Controlling the Rhythm (The Electrical Path)

The heart doesn't just squeeze all at once; it needs a wave of electricity to coordinate it:

1. The Sinoatrial Node (SAN) (the pacemaker) sends an electrical impulse across the atria, causing them to contract.
2. A layer of non-conducting tissue stops the signal from hitting the ventricles immediately.
3. The signal reaches the Atrioventricular Node (AVN), which introduces a short delay so the atria can finish emptying.
4. The signal travels down the Bundle of His to the bottom of the heart.
5. The Purkyne fibers carry the signal upward through the ventricle walls, causing them to contract from the bottom up (like squeezing a tube of toothpaste from the end).

Memory Aid: "S-A-B-P" → Stop And Buy Pizza (SAN → AVN → Bundle of His → Purkyne fibers).

4. Blood Clotting and Atherosclerosis

Blood isn't just liquid; it contains erythrocytes (red cells), leucocytes (white cells), and platelets.

The Clotting Cascade

When you cut yourself, your body starts a "chain reaction" to stop the leak:

1. Platelets stick to the damaged area and release an enzyme called thromboplastin.
2. Thromboplastin (with Calcium ions) triggers the protein prothrombin to change into its active form, thrombin.
3. Thrombin then acts on the soluble protein fibrinogen, turning it into insoluble fibrin.
4. Fibrin forms a mesh (like a net) that traps blood cells to form a clot.

Atherosclerosis

This is the hardening of arteries. If the lining of an artery is damaged (by high blood pressure or smoking), white blood cells and lipids (cholesterol) collect there, forming a plaque (an atheroma). This narrows the artery, making it harder for blood to pass and increasing the risk of a blood clot (thrombosis).

Takeaway: Atherosclerosis can lead to Coronary Heart Disease or strokes by blocking blood flow to vital organs.

5. Transport of Gases: Haemoglobin

Oxygen doesn't dissolve well in water, so we use haemoglobin (Hb)—a globular protein with a quaternary structure. Each Hb molecule can carry four oxygen molecules.

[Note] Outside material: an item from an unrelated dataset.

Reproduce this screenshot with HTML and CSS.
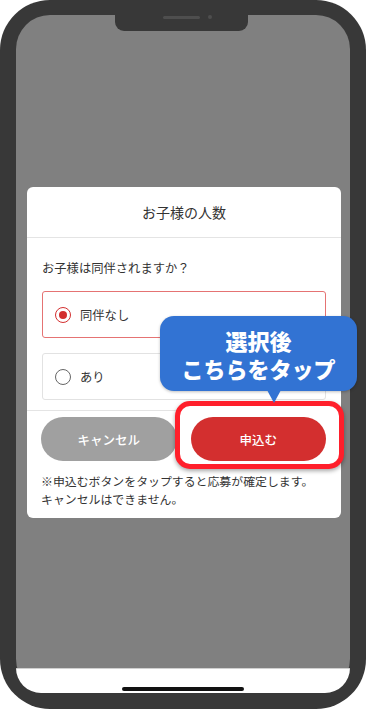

The Oxygen Dissociation Curve

This graph shows how "greedy" haemoglobin is for oxygen. It has an S-shape (sigmoid).
• At high oxygen levels (the lungs), Hb loads up quickly.
• At low oxygen levels (respiring muscles), Hb drops off its oxygen easily.

The Bohr Effect

When you exercise, your cells produce more \(CO_2\). This makes the blood more acidic. This acidity causes the dissociation curve to shift to the right.
What does this mean? It means Hb becomes less "greedy" and releases more oxygen to the muscles that need it most. Thanks, Bohr!

Fetal vs. Adult Haemoglobin

A fetus gets its oxygen from its mother's blood. For the baby to "steal" the oxygen, fetal Hb must have a higher affinity for oxygen than the mother's Hb. Its curve is shifted to the left.

Quick Review:
• Shift Right = Lower affinity (releases oxygen easier).
• Shift Left = Higher affinity (holds oxygen tighter).

6. Tissue Fluid

How do nutrients actually get out of the blood and into your cells? Through the formation of tissue fluid.

There are two "competing" pressures in the capillaries:

1. Hydrostatic Pressure: The "pushing" force from the heart. It pushes fluid out of the capillaries.
2. Oncotic Pressure: Created by large plasma proteins that stay in the blood. They act like a sponge, "pulling" water in by osmosis.

The Process:
• At the arteriole end, hydrostatic pressure is very high. It's stronger than the oncotic pull, so fluid is forced out into the spaces between cells.
• At the venule end, the hydrostatic pressure has dropped. Now, the oncotic pressure is stronger, so most of the water is pulled back into the capillary.
• Any leftover fluid is drained away by the lymphatic system.

Did you know? If your lymphatic system gets blocked or your protein levels are too low, fluid builds up in your tissues, causing swelling called oedema.

Final Summary Takeaway

• Mammals use a double circulatory system for efficiency and high pressure.
• The Heart uses an electrical system (SAN → AVN → Purkyne) to coordinate the pump.
• Clotting is a cascade: Thromboplastin → Thrombin → Fibrin.
• Haemoglobin changes its "grip" on oxygen based on the environment (Bohr Effect).
• Tissue Fluid is formed by the balance of pushing (hydrostatic) and pulling (oncotic) pressures.

Don't worry if you need to read the section on pressures or the electrical nodes a few times—they are the most technical parts of the chapter! You've got this!